Additionally, students are asked to avoid the phrase “illegal aliens” because it apparently reduces undocumented immigrants to “something less than human.”

Students are discouraged from using terms like “ghetto” or “ratchet” because it associates “people of color” with negative characteristics of being “poor” or “dangerous.”

The guide also asks students to avoid terminology that would amount to body-shaming, specifically by referring to someone as fat, as the guide claims such a word reinforces “harmful assumptions that fat people are gluttonous and are fat because they have no constraints around food.” Students are asked not to refer to themselves as fat for the same reasons.

It continues by stating that the term audaciously implies “that there is an acceptable amount of food to eat and anything more is disgusting, or that enjoying too much food is disgusting.”

“Ugly” also appears on the list, because it somehow “can be connected back to white supremacist, ableist, sizeist standards of beauty.”

Any reference to a person’s inability to execute a task, such as “retarded,” “lame,” “dumb,” and “crazy” are also no-nos because they allegedly target “mental, emotional, and physical disabilities as objects for ridicule.”

But of all the items prohibited by the guide, perhaps the most absurd is the phrase “you guys,” which apparently generalizes “a group of people to be masculine,” and fails to properly address the various identities of those in the room.

The guide, like all other PC efforts, is yet another attempt at preventing hurt feelings. It contributes to students’ inflated sense of self and their delusions that they should never have to experience confrontation or differing viewpoints that they may perceive as offensive. Of course, the PC movement encourages all viewpoints to be accepted, unless they are conservative or Christian. Those are the viewpoints deemed hateful, and anyone holding them should obviously be told they are wrong. 

Institutions of higher education are doing a dramatic disservice to their students by guarding them from all that can hurt their egos.
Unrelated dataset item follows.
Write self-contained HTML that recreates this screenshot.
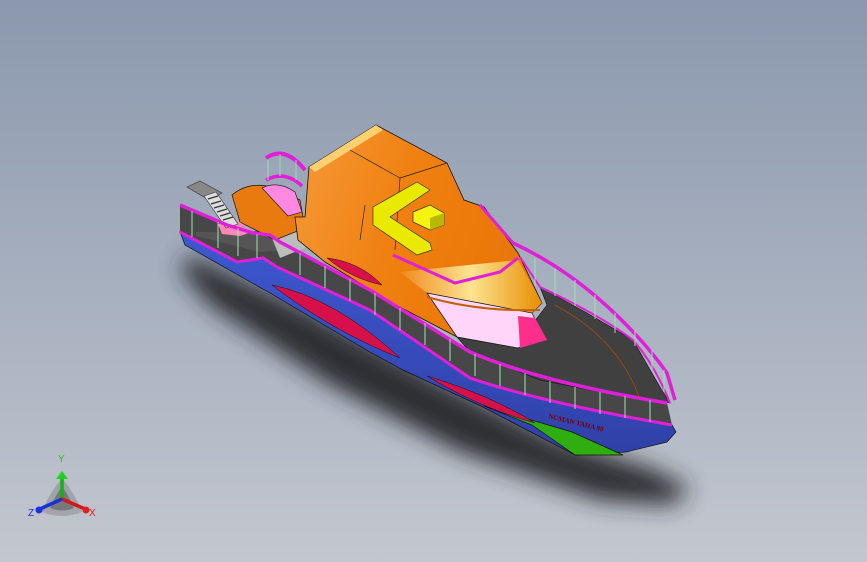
<!DOCTYPE html>
<html><head><meta charset="utf-8"><style>
html,body{margin:0;padding:0;width:867px;height:562px;overflow:hidden}
body{background:linear-gradient(#8b98ad 0%,#a3adbd 45%,#c3c7cf 100%)}
svg{position:absolute;left:0;top:0}
</style></head><body>
<svg width="867" height="562" viewBox="0 0 867 562">
<defs>
<filter id="bl" x="-30%" y="-30%" width="160%" height="160%"><feGaussianBlur stdDeviation="12"/></filter>
<linearGradient id="cab" x1="0" y1="0" x2="1" y2="0.3"><stop offset="0" stop-color="#f59a3a"/><stop offset="0.5" stop-color="#f08010"/><stop offset="1" stop-color="#e87608"/></linearGradient>
<linearGradient id="hl" x1="0" y1="0" x2="1" y2="0"><stop offset="0" stop-color="#f08a20"/><stop offset="0.5" stop-color="#fff0a0"/><stop offset="1" stop-color="#e89000"/></linearGradient>
<linearGradient id="blue" x1="0" y1="0" x2="0" y2="1"><stop offset="0" stop-color="#3e58d0"/><stop offset="1" stop-color="#3040a8"/></linearGradient>
</defs>
<!-- shadow -->
<polygon points="190,255 300,305 430,375 560,440 650,468 690,488 672,505 600,500 460,452 330,385 210,305 180,270" fill="#25272b" opacity="0.95" filter="url(#bl)"/>
<!-- dark band between rails -->
<path d="M180,205 L227,225 L253,233 L270,235 L280,242 L370,290 L470,352 Q540,382 667,403 L672,425 Q540,402 470,378 L370,310 L277,267 L263,258 L237,262 L180,232Z" fill="#474747"/>
<!-- hull blue -->
<path d="M180,232 L237,262 L263,258 L277,267 L370,310 L470,378 Q540,402 672,425 L676,432 L667,442 L626,452 L575,455 L481,406 L470,401 L403,370 L370,352 L270,293 L185,245Z" fill="url(#blue)" stroke="#111" stroke-width="0.7"/>
<!-- green keel -->
<polygon points="484,406 532,425 575,455 623,455 572,432" fill="#2fae10" stroke="#111" stroke-width="0.7"/>
<!-- red slashes -->
<path d="M272,285 Q335,298 400,358 Q330,330 272,285Z" fill="#d8104a" stroke="#111" stroke-width="0.5"/>
<path d="M427,376 Q490,395 535,423 Q480,408 427,376Z" fill="#d8104a" stroke="#111" stroke-width="0.5"/>
<!-- stern deck -->
<polygon points="196,232 250,232 290,225 300,232 290,250 260,252 196,236" fill="#555"/>
<polygon points="270,233 300,228 312,245 280,258" fill="#bdbdbd"/>
<!-- bow deck -->
<polygon points="457,337 518,343 547,305 540,287 587,313 633,340 660,387 670,403 600,392 540,380 470,352" fill="#404040" stroke="#111" stroke-width="0.6"/>
<path d="M555,305 Q620,340 640,400" fill="none" stroke="#a05010" stroke-width="0.8"/>
<!-- stern orange shapes -->
<path d="M232,195 Q250,180 275,188 L300,200 L305,228 L275,240 L240,222 Z" fill="#e87a10" stroke="#111" stroke-width="0.7"/>
<path d="M262,188 Q278,180 295,192 L302,212 L288,216 Z" fill="#ff88e0" stroke="#111" stroke-width="0.6"/>
<polygon points="218,224 240,222 252,232 240,236 222,234" fill="#ff88b8"/>
<!-- ladder -->
<polygon points="187,187 200,181 222,193 209,200" fill="#888" stroke="#333" stroke-width="0.6"/>
<polygon points="204,196 216,192 238,224 226,228" fill="#ddd" stroke="#333" stroke-width="0.6"/>
<path d="M208,199l10-3M211,204l10-3M214,208l10-3M217,212l10-3M220,216l10-3M223,220l10-3" stroke="#333" stroke-width="1.2"/>
<!-- stern arches -->
<path d="M266,158 Q285,145 305,170" fill="none" stroke="#e020d8" stroke-width="4"/>
<path d="M266,180 Q285,170 302,186" fill="none" stroke="#e020d8" stroke-width="3.5"/>
<path d="M268,160v20M280,154v22M296,160v20" stroke="#9fd8b0" stroke-width="1"/>
<!-- cabin -->
<path d="M309,167 L376,125 L447,163 L464,200 L484,207 L518,253 L542,303 L532,313 L518,343 L457,337 L396,305 L325,262 L298,240 L295,217 L305,217 Z" fill="url(#cab)" stroke="#111" stroke-width="0.8"/>
<path d="M309,167 L376,125 L383,130 L315,172Z" fill="#ffd070"/>
<path d="M350,150 L400,178 M400,178 L447,163 M400,178 L395,250 M365,205 L360,240" fill="none" stroke="#222" stroke-width="0.7"/>
<path d="M400,272 L518,260 L542,303 L532,313 L427,293 Z" fill="url(#hl)" opacity="0.9"/>
<!-- windshield -->
<polygon points="427,293 532,313 545,340 518,348 457,337" fill="#ffd6fa" stroke="#111" stroke-width="0.7"/>
<polygon points="518,316 535,318 547,340 520,348" fill="#ff2e8c"/>
<path d="M393,255 L455,283 L500,272 L518,258" fill="none" stroke="#e020d8" stroke-width="3"/>
<path d="M427,297 Q480,312 540,310" fill="none" stroke="#c06008" stroke-width="2"/>
<!-- red on cabin -->
<path d="M327,258 Q360,262 382,285 Q350,278 327,258Z" fill="#d8104a" stroke="#111" stroke-width="0.5"/>
<!-- yellow seat -->
<polygon points="373,207 417,182 430,190 390,217 430,243 432,250 417,255 373,225" fill="#eaea00" stroke="#333" stroke-width="0.7"/>
<polygon points="413,212 430,205 444,213 444,225 430,230 413,222" fill="#f4f410" stroke="#333" stroke-width="0.7"/>
<polygon points="430,218 444,213 444,225 430,230" fill="#b8b800"/>
<!-- side rails -->
<path d="M180,205 L227,225 L253,233 L270,235 L280,242 L370,290 L470,352 Q540,382 667,403" fill="none" stroke="#e020d8" stroke-width="3.5"/>
<path d="M180,232 L237,262 L263,258 L277,267 L370,310 L470,378 Q540,402 672,425" fill="none" stroke="#e020d8" stroke-width="3"/>
<!-- right rails -->
<path d="M513,243 Q560,265 600,300 Q640,335 667,373 L675,400" fill="none" stroke="#e020d8" stroke-width="3.5"/>
<path d="M520,257 L540,287 Q600,315 633,340 Q655,365 670,403" fill="none" stroke="#e020d8" stroke-width="2"/>
<path d="M480,205 L513,243" stroke="#e020d8" stroke-width="3"/>
<g stroke="#9fe0b8" stroke-width="1">
<path d="M192,211v26M218,222v26M238,228v28M257,234v24M300,253v22M325,266v22M350,279v22M375,293v22M400,308v22M425,323v22M450,339v22M475,354v22M500,364v22M525,373v22M550,381v22M575,387v22M600,392v22M625,396v22M650,400v22"/>
<path d="M535,258v28M555,268v28M575,280v26M595,295v24M615,313v20M635,330v16M652,350v20M664,370v22"/>
</g>
<text x="548" y="418" font-family="Liberation Serif,serif" font-size="7" font-weight="bold" fill="#700" transform="rotate(14 548 418)">NUMAN TAHA 90</text>
<!-- axis triad -->
<path d="M62,478 Q48,495 42,512 Q62,520 82,512 Q76,495 62,478Z" fill="#777" opacity="0.4"/>
<path d="M62,486 Q54,498 50,508 Q62,513 74,508 Q70,498 62,486Z" fill="#444" opacity="0.45"/>
<line x1="62" y1="499" x2="62" y2="477" stroke="#18b018" stroke-width="3.5"/>
<path d="M56,479 L62,471 L68,479Z" fill="#20d020"/>
<line x1="62" y1="499" x2="85" y2="509" stroke="#d01818" stroke-width="3.5"/>
<line x1="62" y1="499" x2="40" y2="509" stroke="#1830d8" stroke-width="3.5"/>
<circle cx="86" cy="510" r="3.5" fill="#e02020"/>
<circle cx="39" cy="510" r="3.5" fill="#2030e0"/>
<text x="58" y="462" font-family="Liberation Sans,sans-serif" font-size="10" fill="#20c020">Y</text>
<text x="89" y="516" font-family="Liberation Sans,sans-serif" font-size="10" fill="#e02020">X</text>
<text x="28" y="516" font-family="Liberation Sans,sans-serif" font-size="10" fill="#2030e0">Z</text>
</svg>
</body></html>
Greg Lukianoff, a constitutional lawyer and the president and CEO of the Foundation for Individual Rights in Education, and Jonathan Haidt, a social psychologist who studies the American culture wars, addressed this very issue in the September 2015 issue of The Atlantic in an article entitled “The Coddling of the American Mind.”
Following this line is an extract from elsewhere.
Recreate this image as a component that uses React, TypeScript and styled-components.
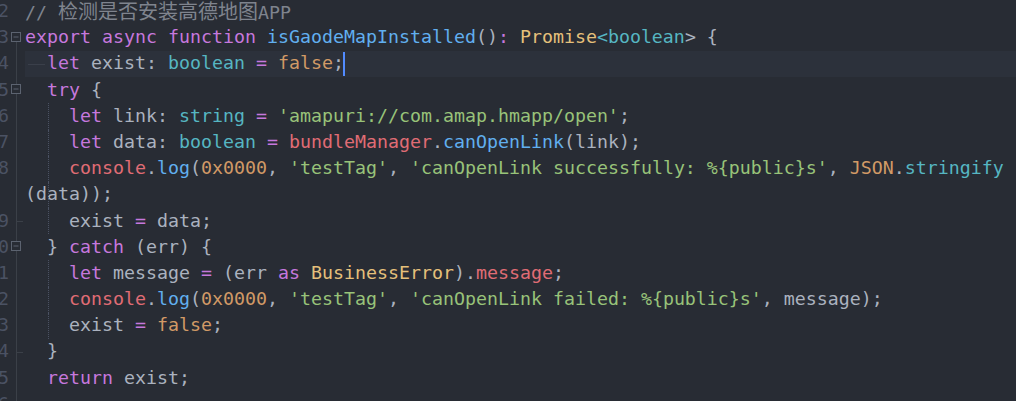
import React from "react";
import styled, { createGlobalStyle } from "styled-components";

const palette = {
  plain: "#abb2bf",
  kw: "#c678dd",
  fn: "#61afef",
  ty: "#56b6c2",
  cls: "#e5c07b",
  num: "#d19a66",
  str: "#98c379",
  red: "#e06c75",
  cm: "#7f848e",
};

type Kind = keyof typeof palette | "cjk" | "cursor" | "tab";
type Tok = [Kind, string];
type FoldKind = "none" | "open" | "box" | "line" | "end";

type LineDef = {
  n?: number;
  fold: FoldKind;
  guide?: boolean;
  current?: boolean;
  toks: Tok[];
};

const GlobalStyle = createGlobalStyle`
  html, body {
    margin: 0;
    padding: 0;
    background: #282c34;
    overflow: hidden;
  }
`;

const Editor = styled.div`
  width: 1016px;
  height: 401px;
  overflow: hidden;
  background: #282c34;
  font-family: "DejaVu Sans Mono", "Noto Sans CJK SC", monospace;
  font-size: 18.27px;
`;

const Lines = styled.div`
  margin-top: -1.4px;
  display: flex;
  flex-direction: column;
`;

const Row = styled.div`
  display: flex;
  height: 26.2px;
`;

const LineNo = styled.div`
  width: 9px;
  flex: none;
  overflow: hidden;
  display: flex;
  justify-content: flex-end;
  color: #4b5263;
  line-height: 21.8px;
  padding-top: 1.4px;
  white-space: pre;
`;

const Fold = styled.div<{ $kind: FoldKind }>`
  width: 16px;
  flex: none;
  position: relative;
  display: flex;
  align-items: center;

  &::before {
    content: "";
    display: ${(p) => (p.$kind === "none" ? "none" : "block")};
    position: absolute;
    left: 7px;
    width: 1px;
    top: ${(p) => (p.$kind === "open" ? "50%" : "0")};
    bottom: 0;
    background: #3b4048;
  }

  &::after {
    content: "";
    display: ${(p) => (p.$kind === "end" ? "block" : "none")};
    position: absolute;
    left: 7px;
    top: 50%;
    width: 7px;
    height: 1px;
    background: #3b4048;
  }
`;

const FoldBox = styled.svg`
  position: relative;
  z-index: 1;
  margin-left: 2px;
  margin-top: -2px;
`;

const Code = styled.div<{ $guide?: boolean; $current?: boolean }>`
  flex: 1;
  position: relative;
  box-sizing: border-box;
  height: 26.2px;
  line-height: 21.8px;
  padding-top: 1.4px;
  padding-bottom: 3px;
  white-space: pre;
  color: ${palette.plain};
  background: ${(p) => (p.$current ? "#2c313b" : "transparent")};

  &::before {
    content: "";
    display: ${(p) => (p.$guide ? "block" : "none")};
    position: absolute;
    left: 23px;
    top: 0;
    bottom: 0;
    border-left: 1px dotted #4b5263;
  }
`;

const Span = styled.span<{ $kind: keyof typeof palette }>`
  color: ${(p) => palette[p.$kind]};
`;

const Cjk = styled.span`
  color: ${palette.cm};
  font-family: "Noto Sans CJK SC", sans-serif;
  font-size: 20px;
  letter-spacing: 0;
`;

const Cursor = styled.span`
  display: inline-block;
  width: 2px;
  height: 24px;
  margin-top: -0.4px;
  margin-left: -1px;
  vertical-align: top;
  background: #528bff;
`;

const TabMark = styled.span`
  display: inline-block;
  width: 17px;
  height: 1px;
  margin: 0 2px 0 3px;
  vertical-align: middle;
  background: #3a3f4a;
`;

const lines: LineDef[] = [
  { n: 2, fold: "none", toks: [["cm", "// "], ["cjk", "检测是否安装高德地图"], ["cm", "APP"]] },
  {
    n: 3,
    fold: "open",
    toks: [
      ["kw", "export"], ["plain", " "], ["kw", "async"], ["plain", " "], ["kw", "function"], ["plain", " "],
      ["fn", "isGaodeMapInstalled"], ["plain", "()"], ["kw", ":"], ["plain", " "], ["cls", "Promise"],
      ["ty", "<boolean"], ["plain", "> {"],
    ],
  },
  {
    n: 4,
    fold: "line",
    current: true,
    toks: [
      ["tab", ""], ["kw", "let"], ["plain", " exist: "], ["ty", "boolean"], ["plain", " "], ["kw", "="],
      ["plain", " "], ["num", "false"], ["plain", ";"], ["cursor", ""],
    ],
  },
  { n: 5, fold: "box", toks: [["plain", "  "], ["kw", "try"], ["plain", " {"]] },
  {
    n: 6,
    fold: "line",
    guide: true,
    toks: [
      ["plain", "    "], ["kw", "let"], ["plain", " link: "], ["ty", "string"], ["plain", " "], ["kw", "="],
      ["plain", " "], ["str", "'amapuri://com.amap.hmapp/open'"], ["plain", ";"],
    ],
  },
  {
    n: 7,
    fold: "line",
    guide: true,
    toks: [
      ["plain", "    "], ["kw", "let"], ["plain", " data: "], ["ty", "boolean"], ["plain", " "], ["kw", "="],
      ["plain", " "], ["red", "bundleManager"], ["plain", "."], ["fn", "canOpenLink"], ["plain", "(link);"],
    ],
  },
  {
    n: 8,
    fold: "line",
    guide: true,
    toks: [
      ["plain", "    "], ["red", "console"], ["plain", "."], ["fn", "log"], ["plain", "("], ["num", "0x0000"],
      ["plain", ", "], ["str", "'testTag'"], ["plain", ", "], ["str", "'canOpenLink successfully: %{public}s'"],
      ["plain", ", "], ["num", "JSON"], ["plain", "."], ["ty", "stringify"],
    ],
  },
  { fold: "line", guide: true, toks: [["plain", "(data));"]] },
  {
    n: 9,
    fold: "end",
    guide: true,
    toks: [["plain", "    exist "], ["kw", "="], ["plain", " data;"]],
  },
  {
    n: 10,
    fold: "box",
    toks: [["plain", "  } "], ["kw", "catch"], ["plain", " (err) {"]],
  },
  {
    n: 11,
    fold: "line",
    guide: true,
    toks: [
      ["plain", "    "], ["kw", "let"], ["plain", " message "], ["kw", "="], ["plain", " (err "], ["kw", "as"],
      ["plain", " "], ["cls", "BusinessError"], ["plain", ")."], ["red", "message"], ["plain", ";"],
    ],
  },
  {
    n: 12,
    fold: "line",
    guide: true,
    toks: [
      ["plain", "    "], ["red", "console"], ["plain", "."], ["fn", "log"], ["plain", "("], ["num", "0x0000"],
      ["plain", ", "], ["str", "'testTag'"], ["plain", ", "], ["str", "'canOpenLink failed: %{public}s'"],
      ["plain", ", message);"],
    ],
  },
  {
    n: 13,
    fold: "line",
    guide: true,
    toks: [["plain", "    exist "], ["kw", "="], ["plain", " "], ["num", "false"], ["plain", ";"]],
  },
  { n: 14, fold: "end", toks: [["plain", "  }"]] },
  { n: 15, fold: "line", toks: [["plain", "  "], ["kw", "return"], ["plain", " exist;"]] },
  { n: 16, fold: "line", toks: [] },
];

const FoldIcon = () => (
  <FoldBox width="10" height="10" viewBox="0 0 10 10">
    <rect x="0.5" y="0.5" width="9" height="9" fill="#282c34" stroke="#5c6370" />
    <line x1="2.5" y1="5" x2="7.5" y2="5" stroke="#5c6370" />
  </FoldBox>
);

const renderTok = ([kind, text]: Tok, i: number) => {
  if (kind === "cjk") return <Cjk key={i}>{text}</Cjk>;
  if (kind === "cursor") return <Cursor key={i} />;
  if (kind === "tab") return <TabMark key={i} />;
  return (
    <Span key={i} $kind={kind}>
      {text}
    </Span>
  );
};

export default function App() {
  return (
    <>
      <GlobalStyle />
      <Editor>
        <Lines>
          {lines.map((line, idx) => (
            <Row key={idx}>
              <LineNo>{line.n ?? ""}</LineNo>
              <Fold $kind={line.fold}>
                {(line.fold === "open" || line.fold === "box") && <FoldIcon />}
              </Fold>
              <Code $guide={line.guide} $current={line.current}>
                {line.toks.map(renderTok)}
              </Code>
            </Row>
          ))}
        </Lines>
      </Editor>
    </>
  );
}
They contend that political correctness has morphed into an even more restrictive movement that not only seeks to limit free speech but also attempts to punish anyone who interferes with those goals, which fails to prepare students for real-world scenarios. They wrote:

It prepares them poorly for professional life, which often demands intellectual engagement with people and ideas one might find uncongenial or wrong. The harm may be more immediate, too. A campus culture devoted to policing speech and punishing speakers is likely to engender patterns of thought that are surprisingly similar to those long identified by cognitive behavioral therapists as causes of depression and anxiety. The new protectiveness may be teaching students to think pathologically.
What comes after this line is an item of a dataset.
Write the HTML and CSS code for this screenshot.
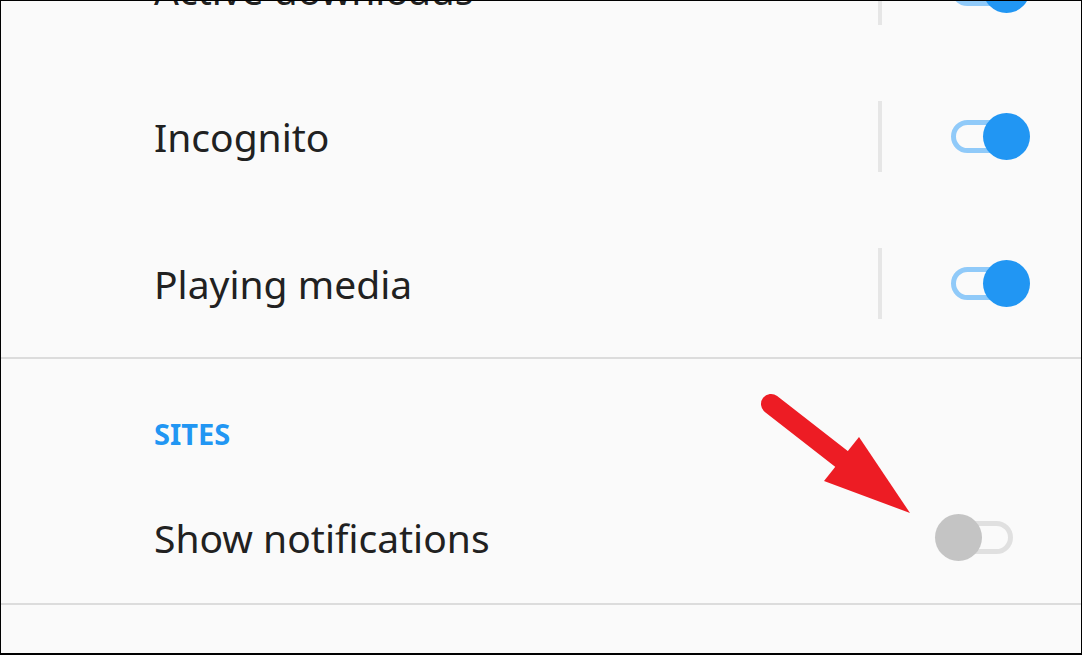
FILE: index.html
```html
<!DOCTYPE html>
<html lang="en">
<head>
  <meta charset="UTF-8">
  <meta name="viewport" content="width=device-width, initial-scale=1.0">
  <title>Notifications</title>
  <link rel="stylesheet" href="styles.css">
</head>
<body>
  <div class="screen">
    <!-- Chrome notification channels -->
    <div class="group first">
      <div class="row">
        <span class="label">Active downloads</span>
        <span class="sep"></span>
        <span class="switch on"><span class="knob"></span></span>
      </div>
      <div class="row">
        <span class="label">Incognito</span>
        <span class="sep"></span>
        <span class="switch on"><span class="knob"></span></span>
      </div>
      <div class="row">
        <span class="label">Playing media</span>
        <span class="sep"></span>
        <span class="switch on"><span class="knob"></span></span>
      </div>
    </div>
    <div class="divider"></div>

    <div class="group">
      <h3 class="group-title">SITES</h3>
      <div class="row short">
        <span class="label">Show notifications</span>
        <span class="sep blank"></span>
        <span class="switch"><span class="knob"></span></span>
      </div>
    </div>
    <div class="divider"></div>

    <!-- annotation arrow -->
    <svg class="arrow" width="200" height="150" viewBox="0 0 200 150">
      <line x1="31" y1="24" x2="108" y2="84" stroke="#ed1c24" stroke-width="20" stroke-linecap="round"/>
      <polygon points="119,57 84,101 170,133" fill="#ed1c24"/>
    </svg>
  </div>
</body>
</html>
```

FILE: styles.css
```css
/* Basic resets */
* {
  margin: 0;
  padding: 0;
  box-sizing: border-box;
}
body {
  background: #fff;
  font-family: "Noto Sans", "Open Sans", sans-serif;
}
.screen {
  position: relative;
  width: 1082px;
  height: 655px;
  overflow: hidden;
  border: 1px solid #000;
  border-bottom-width: 2px;
  background: #fafafa;
}
.group.first {
  margin-top: -85px;
}
/* Setting rows */
.row {
  display: flex;
  align-items: center;
  height: 147px;
  padding: 0 68px 0 153px;
}
.row.short {
  height: 132px;
}
.label {
  flex: 1;
  font-size: 39px;
  line-height: 1;
  color: #212121;
}
.sep {
  width: 4px;
  height: 71px;
  margin-right: 69px;
  background: #e6e6e6;
}
.sep.blank {
  background: transparent;
}
/* Toggle switch */
.switch {
  position: relative;
  width: 62px;
  height: 33px;
  border: 5px solid #e0e0e0;
  border-radius: 17px;
}
.switch .knob {
  position: absolute;
  top: -12px;
  left: -21.5px;
  width: 47px;
  height: 47px;
  border-radius: 50%;
  background: #c4c4c4;
}
.switch.on {
  border-color: #90caf9;
}
.switch.on .knob {
  left: 26.5px;
  background: #2196f3;
}
.divider {
  height: 2px;
  background: #dcdcdc;
}
.group-title {
  height: 112px;
  padding: 60px 0 0 153px;
  font-size: 29px;
  line-height: 1;
  font-weight: bold;
  color: #2196f3;
}
.arrow {
  position: absolute;
  left: 739px;
  top: 379px;
}
```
These PC efforts encourage students to avoid all that they fear and all that offends them, thereby further increasing their sensitivity to things that may otherwise have not offended them. “In the name of emotional well-being, college students are increasingly demanding protection from words and ideas they don’t like,” Lukianoff and Haidt wrote.

Schools such as the University of Wisconsin-River Falls are only too happy to comply. And as long as the students remain on campus, they may be able to safely avoid being offended, but who will protect them when they graduate?